◆ WHAT TO PRODUCE: Every line holding the word "index" counts once. Give the total, nothing more.

BEGIN RAW DATA

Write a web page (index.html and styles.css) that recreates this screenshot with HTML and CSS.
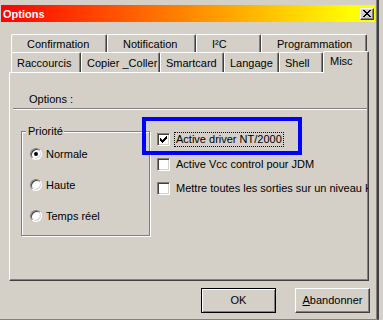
FILE: index.html
```html
<!DOCTYPE html>
<html>
<head>
<meta charset="utf-8">
<link rel="stylesheet" href="styles.css">
</head>
<body>
<div class="window">
  <div class="titlebar">
    <span class="title">Options</span>
    <span class="close">
      <svg width="8" height="7" viewBox="0 0 8 7" shape-rendering="crispEdges">
        <rect x="0" y="0" width="2" height="1"/><rect x="6" y="0" width="2" height="1"/>
        <rect x="1" y="1" width="2" height="1"/><rect x="5" y="1" width="2" height="1"/>
        <rect x="2" y="2" width="4" height="1"/>
        <rect x="3" y="3" width="2" height="1"/>
        <rect x="2" y="4" width="4" height="1"/>
        <rect x="1" y="5" width="2" height="1"/><rect x="5" y="5" width="2" height="1"/>
        <rect x="0" y="6" width="2" height="1"/><rect x="6" y="6" width="2" height="1"/>
      </svg>
    </span>
  </div>
  <div class="client">
    <div class="tabstrip">
      <div class="tabrow back">
        <div class="tab t-confirm">Confirmation</div>
        <div class="tab t-notif">Notification</div>
        <div class="tab t-i2c">I²C</div>
        <div class="tab t-prog">Programmation</div>
      </div>
      <div class="tabrow front">
        <div class="tab t-racc">Raccourcis</div>
        <div class="tab t-copier">Copier _Coller</div>
        <div class="tab t-smart">Smartcard</div>
        <div class="tab t-lang">Langage</div>
        <div class="tab t-shell">Shell</div>
        <div class="tab t-misc sel">Misc</div>
      </div>
    </div>
    <div class="panel">
      <div class="opt-label">Options :</div>
      <div class="sep"></div>
      <div class="pbody">
        <div class="group">
          <span class="legend">Priorité</span>
          <div class="radio"><span class="rb on"></span><span class="rtext">Normale</span></div>
          <div class="radio"><span class="rb"></span><span class="rtext">Haute</span></div>
          <div class="radio"><span class="rb"></span><span class="rtext">Temps réel</span></div>
        </div>
        <div class="checks">
          <div class="check">
            <span class="cb">
              <svg width="7" height="7" viewBox="0 0 7 7" shape-rendering="crispEdges">
                <rect x="6" y="0" width="1" height="1"/>
                <rect x="5" y="1" width="2" height="1"/>
                <rect x="0" y="2" width="1" height="1"/><rect x="4" y="2" width="3" height="1"/>
                <rect x="0" y="3" width="2" height="1"/><rect x="3" y="3" width="3" height="1"/>
                <rect x="0" y="4" width="5" height="1"/>
                <rect x="1" y="5" width="3" height="1"/>
                <rect x="2" y="6" width="1" height="1"/>
              </svg>
            </span>
            <span class="ctext focus">Active driver NT/2000</span>
          </div>
          <div class="check c2"><span class="cb"></span><span class="ctext">Active Vcc control pour JDM</span></div>
          <div class="check c3"><span class="cb"></span><span class="ctext">Mettre toutes les sorties sur un niveau H</span></div>
        </div>
      </div>
    </div>
    <div class="buttons">
      <div class="btn default">OK</div>
      <div class="btn"><u>A</u>bandonner</div>
    </div>
  </div>
  <div class="highlight"></div>
</div>
</body>
</html>
```

FILE: styles.css
```css
html, body {
  margin: 0;
  padding: 0;
}
body {
  background: #d4d0c8;
  font-family: "Liberation Sans", Arial, sans-serif;
  font-size: 11px;
  line-height: 13px;
  color: #000;
  width: 383px;
  height: 320px;
  overflow: hidden;
}
.window {
  position: relative;
  box-sizing: border-box;
  width: 379px;
  height: 320px;
  padding-top: 5px;
  border-right: 2px solid #404040;
  border-bottom: 1px solid #808080;
  box-shadow: inset -1px 0 0 #808080;
  background: #d4d0c8;
}
.titlebar {
  height: 17px;
  margin: 0 2px 0 1px;
  display: flex;
  align-items: center;
  justify-content: space-between;
  background: linear-gradient(90deg, #ff0000 0%, #ffff00 94%, #ffff00 100%);
}
.title {
  color: #fff;
  font-weight: bold;
  padding-left: 2px;
  padding-top: 1px;
}
.close {
  box-sizing: border-box;
  width: 14px;
  height: 12px;
  margin-right: 1px;
  background: #d4d0c8;
  border: 1px solid;
  border-color: #fff #404040 #404040 #fff;
  box-shadow: inset -1px -1px 0 #808080;
  display: flex;
  align-items: center;
  justify-content: center;
}
.close svg {
  fill: #000;
  display: block;
  margin-left: -1px;
}
.client {
  padding-left: 9px;
}
.tabstrip {
  margin-top: 12px;
  margin-left: 2px;
}
.tabrow {
  display: flex;
}
.tabrow.back {
  height: 17px;
}
.tabrow.front {
  height: 21px;
  align-items: flex-end;
}
.tab {
  box-sizing: border-box;
  flex: none;
  white-space: nowrap;
  background: #d4d0c8;
  border-top: 1px solid #fff;
  border-left: 1px solid #fff;
  border-right: 1px solid #404040;
  box-shadow: inset -1px 0 0 #808080;
  border-radius: 2px 2px 0 0;
}
.back .tab {
  height: 18px;
  padding: 3px 0 0 15px;
}
.front .tab {
  height: 20px;
  padding: 4px 0 0 5px;
}
.front .tab.sel {
  position: relative;
  z-index: 1;
  height: 22px;
  margin-bottom: -1px;
  padding: 3px 0 0 6px;
}
.t-confirm { width: 96px; }
.t-notif { width: 89px; }
.t-i2c { width: 65px; }
.t-prog { width: 106px; }
.t-racc { width: 70px; }
.t-copier { width: 79px; }
.t-smart { width: 64px; }
.t-lang { width: 55px; }
.t-shell { width: 44px; }
.t-misc { width: 46px; }

.panel {
  box-sizing: border-box;
  width: 360px;
  height: 209px;
  border-top: 1px solid #fff;
  border-left: 1px solid #fff;
  border-right: 1px solid #404040;
  border-bottom: 1px solid #404040;
  box-shadow: inset -1px -1px 0 #808080;
  overflow: hidden;
}
.opt-label {
  margin: 20px 0 0 19px;
}
.sep {
  margin: 2px 1px 0 3px;
  border-top: 1px solid #808080;
  border-bottom: 1px solid #fff;
}
.pbody {
  display: flex;
  align-items: flex-start;
}
.group {
  position: relative;
  box-sizing: border-box;
  flex: none;
  width: 129px;
  height: 105px;
  margin: 21px 0 0 11px;
  padding: 15px 0 0 8px;
  border: 1px solid #808080;
  box-shadow: inset 1px 1px 0 #fff, 1px 1px 0 #fff;
}
.legend {
  position: absolute;
  top: -7px;
  left: 4px;
  padding: 0 1px 0 2px;
  background: #d4d0c8;
}
.radio {
  display: flex;
  align-items: center;
  height: 14px;
}
.radio + .radio {
  margin-top: 17px;
}
.rb {
  position: relative;
  box-sizing: border-box;
  flex: none;
  width: 12px;
  height: 12px;
  border-radius: 50%;
  background: #fff;
  border: 1px solid;
  border-color: #808080 #fff #fff #808080;
  box-shadow: inset 1px 1px 0 #404040, inset -1px -1px 0 #d4d0c8;
}
.rb.on::after {
  content: "";
  position: absolute;
  left: 3px;
  top: 3px;
  width: 4px;
  height: 4px;
  border-radius: 50%;
  background: #000;
}
.rtext {
  margin-left: 4px;
}
.checks {
  flex: none;
  margin: 22px 0 0 7px;
}
.check {
  display: flex;
  align-items: center;
  height: 15px;
  white-space: nowrap;
}
.check.c2 {
  margin-top: 10px;
}
.check.c3 {
  margin-top: 9px;
}
.cb {
  box-sizing: border-box;
  flex: none;
  width: 13px;
  height: 13px;
  background: #fff;
  border: 1px solid;
  border-color: #808080 #fff #fff #808080;
  box-shadow: inset 1px 1px 0 #404040, inset -1px -1px 0 #d4d0c8;
  padding: 2px 0 0 2px;
}
.cb svg {
  display: block;
  fill: #000;
}
.ctext {
  margin-left: 4px;
  padding: 0 1px;
  border: 1px solid transparent;
}
.ctext.focus {
  border: 1px dotted #000;
}
.buttons {
  display: flex;
  justify-content: flex-end;
  gap: 19px;
  margin: 7px 7px 0 0;
}
.btn {
  box-sizing: border-box;
  width: 75px;
  height: 25px;
  display: flex;
  align-items: center;
  justify-content: center;
  border: 1px solid;
  border-color: #fff #404040 #404040 #fff;
  box-shadow: inset -1px -1px 0 #808080;
}
.btn.default {
  border-color: #000;
  box-shadow: inset 1px 1px 0 #fff, inset -1px -1px 0 #808080;
}
.highlight {
  position: absolute;
  left: 142px;
  top: 117px;
  width: 160px;
  height: 38px;
  box-sizing: border-box;
  border: 4px solid #0000ff;
}
```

END RAW DATA

◆ ANSWER IN FULL: 3